The International Monetary Fund (IMF) published a blog post Thursday by economist Shafik Hebous, Deputy Division Chief in the IMF’s Fiscal Affairs Department, and Nate Vernon-Lin, anotner economist at the IMF.
The authors highlighted the environmental challenges posed by crypto mining and AI data centers, noting that these sectors already account for 2% of global electricity consumption. They added:
And that share is likely to climb to 3.5 percent in three years, according to our estimates based on projections from the International Energy Agency.
They warned that this increasing energy use could push crypto mining’s contribution to global carbon emissions to 0.7% by 2027, emphasizing: “Extending the analysis to data centers (based on IEA estimates), means their carbon emissions could reach 450 million tons by 2027, or 1.2 percent of the world total.”
To address this issue, Hebous and Vernon-Lin proposed targeted electricity taxes, stating:
The tax system is one way to steer companies toward curbing emissions. According to IMF estimates, a direct tax of $0.047 per kilowatt hour would drive the crypto mining industry to curb its emissions in line with global goals.

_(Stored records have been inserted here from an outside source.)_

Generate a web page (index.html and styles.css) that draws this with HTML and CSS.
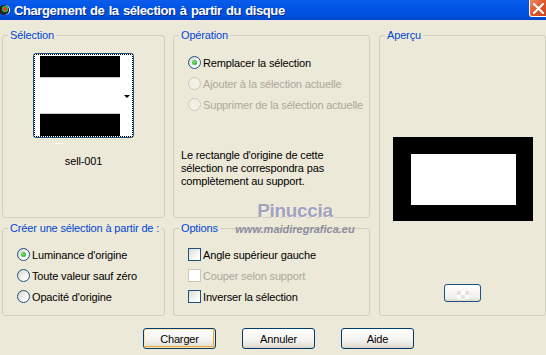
FILE: index.html
```html
<!DOCTYPE html>
<html lang="fr">
<head>
  <meta charset="UTF-8">
  <title>Chargement de la sélection à partir du disque</title>
  <link rel="stylesheet" href="styles.css">
</head>
<body>
  <div class="titlebar">
    <span class="app-icon"></span>
    <span class="title">Chargement de la sélection à partir du disque</span>
    <span class="close">
      <svg width="11" height="11" viewBox="0 0 11 11"><path d="M1 1L10 10M10 1L1 10" stroke="#fff" stroke-width="2" stroke-linecap="square"/></svg>
    </span>
  </div>

  <div class="panels">
    <fieldset class="box sel">
      <legend>Sélection</legend>
      <div class="thumb">
        <div class="thumb-inner">
          <div class="thumb-img"></div>
        </div>
        <span class="thumb-arrow"></span>
      </div>
      <div class="thumb-tick"></div>
      <div class="thumb-name">sell-001</div>
    </fieldset>

    <fieldset class="box op">
      <legend>Opération</legend>
      <div class="opt first"><span class="radio on"></span>Remplacer la sélection</div>
      <div class="opt off"><span class="radio"></span>Ajouter à la sélection actuelle</div>
      <div class="opt off"><span class="radio"></span>Supprimer de la sélection actuelle</div>
      <p class="note">Le rectangle d'origine de cette<br>sélection ne correspondra pas<br>complètement au support.</p>
    </fieldset>

    <fieldset class="box preview">
      <legend>Aperçu</legend>
      <div class="pv"><div class="pv-hole"></div></div>
      <div class="pv-btn"><span class="checker"></span></div>
    </fieldset>

    <fieldset class="box create">
      <legend>Créer une sélection à partir de :</legend>
      <div class="opt"><span class="radio on"></span>Luminance d'origine</div>
      <div class="opt"><span class="radio"></span>Toute valeur sauf zéro</div>
      <div class="opt"><span class="radio"></span>Opacité d'origine</div>
    </fieldset>

    <fieldset class="box options">
      <legend>Options</legend>
      <div class="opt"><span class="check"></span>Angle supérieur gauche</div>
      <div class="opt off"><span class="check"></span>Couper selon support</div>
      <div class="opt"><span class="check"></span>Inverser la sélection</div>
    </fieldset>
  </div>

  <div class="actions">
    <button class="btn default">Charger</button>
    <button class="btn">Annuler</button>
    <button class="btn">Aide</button>
  </div>

  <div class="watermark">
    <div class="wm-name">Pinuccia</div>
    <div class="wm-url">www.maidiregrafica.eu</div>
  </div>
</body>
</html>
```

FILE: styles.css
```css
body {
  margin: 0;
  width: 546px;
  height: 355px;
  overflow: hidden;
  background: #ece9d8;
  font-family: "Liberation Sans", Arial, sans-serif;
  font-size: 11px;
  letter-spacing: -0.15px;
  color: #000;
  position: relative;
}

/* title bar */
.titlebar {
  height: 20px;
  display: flex;
  align-items: center;
  background: linear-gradient(#0a5ceb, #0055e5 40%, #0051dd 80%, #0045c8);
}
.app-icon {
  width: 10px;
  height: 10px;
  margin-left: -1px;
  border-radius: 50%;
  background: radial-gradient(circle at 60% 40%, #e33 0 2px, #2b3 2px 3px, #222 3px);
  box-shadow: 1px 0 0 #fff;
}
.title {
  margin-left: 5px;
  color: #fff;
  font-family: "Liberation Sans", Arial, sans-serif;
  font-weight: bold;
  font-size: 13px;
  letter-spacing: -0.4px;
  word-spacing: 1px;
  text-shadow: 1px 1px 0 #0a2a8a;
  white-space: nowrap;
}
.close {
  margin-left: auto;
  margin-right: -4px;
  align-self: flex-start;
  width: 19px;
  height: 16px;
  border: 1px solid #fff;
  border-top: 0;
  border-radius: 0 0 0 3px;
  background: linear-gradient(135deg, #f08b63, #e0542a 50%, #c9401c);
  display: flex;
  align-items: center;
  justify-content: center;
}
.close svg {
  margin-right: 3px;
}

/* group boxes */
.panels {
  display: grid;
  grid-template-columns: 163px 197px 168px;
  grid-template-rows: 189px 94px;
  column-gap: 8px;
  row-gap: 4px;
  padding: 9px 0 0 2px;
}
.box {
  margin: 0;
  padding: 0;
  min-width: 0;
  border: 1px solid #d0d0bf;
  border-radius: 3px;
  box-sizing: border-box;
}
.box legend {
  margin-left: 5px;
  padding: 0 2px;
  font-size: 11px;
  line-height: 13px;
  color: #0046d5;
  white-space: nowrap;
}
.preview {
  grid-column: 3;
  grid-row: 1 / 3;
  margin-left: 1px;
}

/* selection thumbnail */
.thumb {
  position: relative;
  width: 101px;
  height: 85px;
  margin: 11px auto 0;
  border: 1px solid #1c5180;
  border-radius: 3px;
  background: #fff;
  box-sizing: border-box;
}
.thumb-inner {
  height: 100%;
  border: 1px dotted #000;
  box-sizing: border-box;
  padding: 1px 0 0 5px;
}
.thumb-img {
  width: 80px;
  height: 80px;
  background: linear-gradient(#000 0 21px, #c8c8c8 21px 22px, #fff 22px 57px, #c8c8c8 57px 58px, #000 58px);
}
.thumb-arrow {
  position: absolute;
  right: 3px;
  top: 41px;
  border-left: 3px solid transparent;
  border-right: 3px solid transparent;
  border-top: 3px solid #000;
}
.thumb-tick {
  width: 8px;
  height: 1px;
  margin: 5px 0 0 52px;
  background: #fbfaf5;
}
.thumb-name {
  margin-top: 11px;
  line-height: 13px;
  text-align: center;
}

/* radios and checkboxes */
.opt {
  display: flex;
  align-items: center;
  height: 15px;
  padding-left: 14px;
  margin-top: 6px;
  white-space: nowrap;
}
.op .opt.first {
  margin-top: 13px;
  margin-bottom: 3px;
}
.create .opt:first-of-type,
.options .opt:first-of-type {
  margin-top: 12px;
}
.opt.off {
  color: #aca899;
}
.radio {
  position: relative;
  flex: none;
  width: 13px;
  height: 13px;
  margin-right: 2px;
  border: 1px solid #1c5180;
  border-radius: 50%;
  box-sizing: border-box;
  background: linear-gradient(135deg, #d6d3c6, #fff 75%);
}
.radio.on::after {
  content: "";
  position: absolute;
  left: 3px;
  top: 3px;
  width: 5px;
  height: 5px;
  border-radius: 50%;
  background: radial-gradient(circle at 40% 40%, #6fe06a, #21a121);
}
.off .radio {
  border-color: #cac8bb;
  background: #f1efe6;
}
.check {
  flex: none;
  width: 13px;
  height: 13px;
  margin-right: 2px;
  border: 1px solid #1c5180;
  box-sizing: border-box;
  background: linear-gradient(135deg, #dcdad0, #fff 80%);
}
.off .check {
  border-color: #cac8bb;
  background: #fff;
}
.note {
  margin: 37px 0 0 7px;
  line-height: 13px;
}

/* preview */
.pv {
  width: 140px;
  height: 84px;
  margin: 95px auto 0;
  padding: 17px 17px 16px 18px;
  background: #000;
  box-sizing: border-box;
}
.pv-hole {
  height: 100%;
  background: #fff;
}
.pv-btn {
  width: 37px;
  height: 18px;
  margin: 63px auto 0;
  border: 1px solid #1c5180;
  border-radius: 3px;
  box-sizing: border-box;
  background: linear-gradient(#fff, #f0efea 80%, #dcd8cc);
  display: flex;
  align-items: flex-end;
  justify-content: center;
}
.checker {
  width: 12px;
  height: 9px;
  margin-bottom: 1px;
  background: repeating-conic-gradient(#fff 0 25%, #e4e2da 0 50%) 0 0 / 8px 8px;
}

/* dialog buttons */
.actions {
  display: flex;
  gap: 26px;
  padding-left: 143px;
  margin-top: 12px;
}
.btn {
  width: 73px;
  height: 21px;
  padding: 0;
  border: 1px solid #003c74;
  border-radius: 3px;
  background: linear-gradient(#fff, #f3f2ee 60%, #e3e0d6 90%, #d6d0c5);
  font-family: "Liberation Sans", Arial, sans-serif;
  font-size: 11px;
  letter-spacing: -0.15px;
  color: #000;
}
.btn.default {
  box-shadow: inset 0 0 0 1px #ffe6a8, inset -1px -1px 0 1px #eea43c;
}

/* watermark over the dialog */
.watermark {
  position: absolute;
  left: 233px;
  top: 200px;
  width: 124px;
  text-align: center;
  letter-spacing: 0;
  pointer-events: none;
}
.wm-name {
  font-size: 19px;
  font-weight: bold;
  line-height: 22px;
  color: #a2a2bf;
  letter-spacing: -0.3px;
  text-shadow: 1px 1px 0 #f4f2ea;
}
.wm-url {
  margin-top: 1px;
  font-size: 11px;
  font-weight: bold;
  font-style: italic;
  line-height: 12px;
  color: #8c8c9e;
}
```
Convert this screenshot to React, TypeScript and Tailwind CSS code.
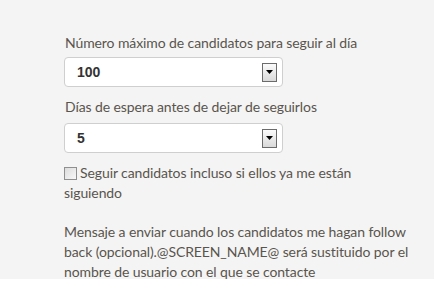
import React from "react";

function SelectBox({ value }: { value: string }) {
  return (
    <div className="flex h-[30px] w-[219px] items-center justify-between rounded-[4px] border border-[#cfcfcf] bg-white pl-[12px] pr-[5px]">
      <span className="font-['Liberation_Sans',sans-serif] text-[14px] font-bold tracking-normal text-[#333]">
        {value}
      </span>
      <span className="flex h-[19px] w-[15px] items-center justify-center border border-[#6b6b6b] bg-gradient-to-b from-[#fbfbfb] to-[#d9d9d9]">
        <svg width="7" height="4" viewBox="0 0 7 4">
          <path d="M0 0h7L3.5 4z" fill="#000" />
        </svg>
      </span>
    </div>
  );
}

export default function App() {
  return (
    <div className="min-h-screen bg-white">
      <div className="h-[279px] w-[434px] bg-[#f4f4f4] pl-[64px] pt-[33px] font-['Lato',sans-serif] text-[14px] tracking-[-0.1px] text-[#5a544e]">
        <div className="pl-[1px] leading-[20px]">Número máximo de candidatos para seguir al día</div>
        <div className="mt-[4px]">
          <SelectBox value="100" />
        </div>
        <div className="mt-[10px] pl-[1px] leading-[20px]">Días de espera antes de dejar de seguirlos</div>
        <div className="mt-[6px]">
          <SelectBox value="5" />
        </div>
        <div className="mt-[10px] pr-[60px] leading-[20px]">
          <span className="mr-[3px] inline-block h-[13px] w-[13px] translate-y-[2px] border border-[#8f8f8f] bg-gradient-to-br from-[#dcdcdc] to-[#f8f8f8]" />
          Seguir candidatos incluso si ellos ya me están siguiendo
        </div>
        <div className="mt-[19px] leading-[20px]">
          Mensaje a enviar cuando los candidatos me hagan follow back (opcional).@SCREEN_NAME@ será sustituido por el nombre de usuario con el que se contacte
        </div>
      </div>
    </div>
  );
}
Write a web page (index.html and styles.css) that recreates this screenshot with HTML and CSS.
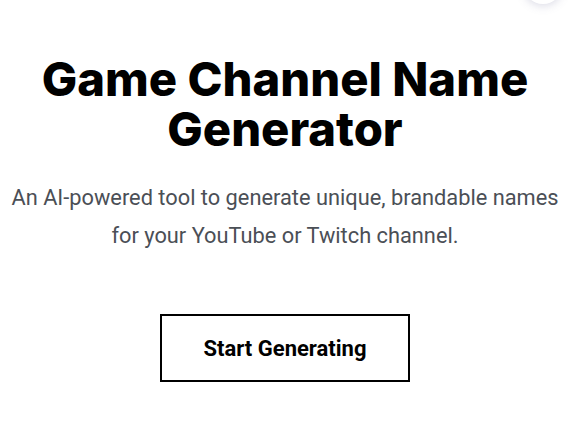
FILE: index.html
```
<!DOCTYPE html>
<html lang="en">
<head>
<meta charset="utf-8">
<link rel="stylesheet" href="styles.css">
</head>
<body>
<div class="fab"></div>
<main class="hero">
  <h1 class="title">Game Channel Name Generator</h1>
  <p class="subtitle">An AI-powered tool to generate unique, brandable names for your YouTube or Twitch channel.</p>
  <a class="cta" href="#">Start Generating</a>
</main>
</body>
</html>
```
FILE: styles.css
```
html, body {
  margin: 0;
  padding: 0;
  background: #ffffff;
}
body {
  width: 570px;
  height: 446px;
  overflow: hidden;
  position: relative;
}
.fab {
  position: absolute;
  top: -36px;
  left: 523px;
  width: 40px;
  height: 40px;
  border-radius: 50%;
  background: #fff;
  box-shadow: 0 2px 8px rgba(120, 120, 160, 0.25);
}
.hero {
  display: flex;
  flex-direction: column;
  align-items: center;
  padding-top: 54px;
}
.title {
  margin: 0;
  width: 540px;
  text-align: center;
  font-family: "Inter", sans-serif;
  font-weight: 800;
  font-size: 47.2px;
  line-height: 50px;
  letter-spacing: 0;
  color: #000;
}
.subtitle {
  margin: 25px 0 0;
  width: 562px;
  text-align: center;
  font-family: "Roboto", sans-serif;
  font-size: 21.8px;
  line-height: 38px;
  color: #4b4f56;
}
.cta {
  margin-top: 59px;
  width: 246px;
  height: 64px;
  border: 2px solid #000;
  display: flex;
  align-items: center;
  justify-content: center;
  font-family: "Roboto", sans-serif;
  font-weight: 700;
  font-size: 22px;
  color: #000;
  text-decoration: none;
}
```
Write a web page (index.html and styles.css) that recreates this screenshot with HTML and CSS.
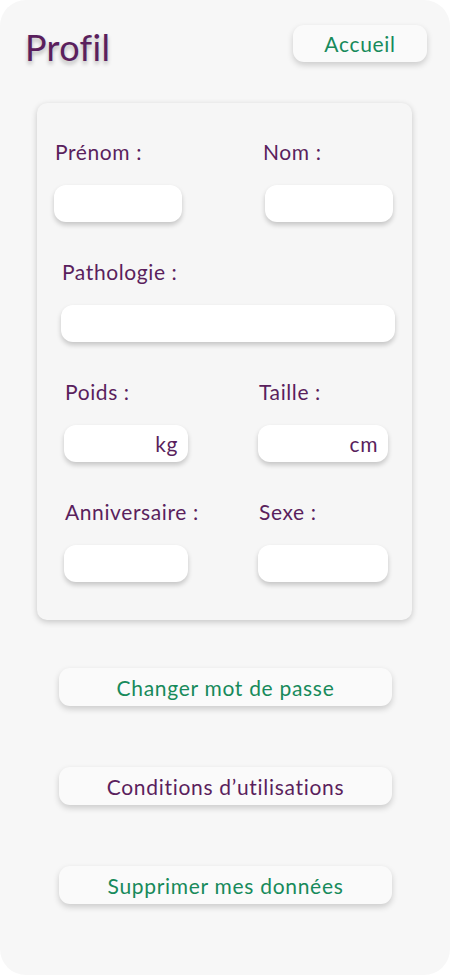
FILE: index.html
```html
<!DOCTYPE html>
<html lang="fr">
<head>
  <meta charset="UTF-8" />
  <meta name="viewport" content="width=device-width, initial-scale=1" />
  <title>Profil</title>
  <link rel="stylesheet" href="styles.css">
</head>
<body>

  <div class="screen">
    <div class="header">
      <h1 class="title">Profil</h1>
      <button class="btn home-btn">Accueil</button>
    </div>

    <div class="card">
      <div class="row row-names">
        <div class="field">
          <label>Prénom :</label>
          <input class="box" />
        </div>
        <div class="field field-nom">
          <label>Nom :</label>
          <input class="box" />
        </div>
      </div>

      <div class="row row-patho">
        <div class="field">
          <label>Pathologie :</label>
          <input class="box" />
        </div>
      </div>

      <div class="row row-body">
        <div class="field">
          <label>Poids :</label>
          <div class="box unit">kg</div>
        </div>
        <div class="field">
          <label>Taille :</label>
          <div class="box unit">cm</div>
        </div>
      </div>

      <div class="row row-body">
        <div class="field">
          <label>Anniversaire :</label>
          <input class="box" />
        </div>
        <div class="field">
          <label>Sexe :</label>
          <input class="box" />
        </div>
      </div>
    </div>

    <div class="actions">
      <button class="btn wide-btn green">Changer mot de passe</button>
      <button class="btn wide-btn purple">Conditions d’utilisations</button>
      <button class="btn wide-btn green">Supprimer mes données</button>
    </div>
  </div>

</body>
</html>
```

FILE: styles.css
```css
body {
  margin: 0;
  background: #fff;
  font-family: Lato, "Open Sans", sans-serif;
  color: #5a1f5d;
}
.screen {
  height: 975px;
  background: #f7f7f7;
  border-radius: 26px;
  box-sizing: border-box;
  padding: 25px 23px 0 25px;
  overflow: hidden;
}
.header {
  display: flex;
  justify-content: space-between;
  align-items: flex-start;
}
.title {
  margin: 0;
  font-size: 36px;
  font-weight: 400;
  line-height: 44px;
  letter-spacing: 0.3px;
  color: #5a1f5d;
  text-shadow: 0 3px 4px rgba(0, 0, 0, 0.28);
}
.btn {
  font-family: inherit;
  font-size: 21px;
  letter-spacing: 0.7px;
  border: none;
  background: #fafafa;
  border-radius: 11px;
  box-shadow: 0 3px 6px rgba(0, 0, 0, 0.18);
  cursor: pointer;
  padding: 0;
}
.home-btn {
  width: 134px;
  height: 37px;
  color: #178a5b;
}
.card {
  width: 375px;
  margin: 34px 0 0 12px;
  padding: 37px 0 38px;
  box-sizing: border-box;
  background: #f6f6f6;
  border-radius: 10px;
  box-shadow: 0 2px 6px rgba(0, 0, 0, 0.2);
  display: flex;
  flex-direction: column;
  gap: 38px;
}
.row {
  display: grid;
}
.row-names {
  grid-template-columns: 128px 128px;
  column-gap: 83px;
  padding-left: 17px;
}
.field-nom label {
  margin-left: -3px;
}
.row-patho {
  grid-template-columns: 334px;
  padding-left: 24px;
}
.row-body {
  grid-template-columns: 124px 130px;
  column-gap: 70px;
  padding-left: 27px;
}
.field {
  display: flex;
  flex-direction: column;
  gap: 21px;
}
.field label {
  font-size: 21px;
  line-height: 24px;
  letter-spacing: 0.6px;
  padding-left: 1px;
  white-space: nowrap;
}
.box {
  height: 37px;
  border: none;
  border-radius: 12px;
  background: #fff;
  box-shadow: 0 3px 5px rgba(0, 0, 0, 0.2);
  box-sizing: border-box;
  font-family: inherit;
  font-size: 21px;
  letter-spacing: 0.6px;
  color: #5a1f5d;
}
.unit {
  display: flex;
  align-items: center;
  justify-content: flex-end;
  padding-right: 10px;
}
.actions {
  display: flex;
  flex-direction: column;
  gap: 61px;
  margin: 48px 0 0 34px;
}
.wide-btn {
  width: 333px;
  height: 38px;
}
.green { color: #178a5b; }
.purple { color: #5a1f5d; }
```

“If considering air pollution’s impact on local health as well, that tax rate would rise to $0.089, translating into an 85 percent increase in average electricity price for miners. Such a levy would raise annual government revenue of $5.2 billion globally and reduce annual emissions by 100 million tons (around Belgium’s current emissions),” the IMF Blog authors explained.
“For data centers, a targeted tax on their electricity use would need to be set at $0.032 per kilowatt hour, or $0.052 including air pollution costs. It is slightly lower than for crypto because data centers tend to be in locations with greener electricity. This could raise as much as $18 billion annually,” they noted.
However, critics argue that these taxes could significantly hinder the growth of the crypto industry. Moreover, some studies also suggest that crypto mining’s environmental impact remains relatively small compared to other major industries, such as e-commerce or traditional finance.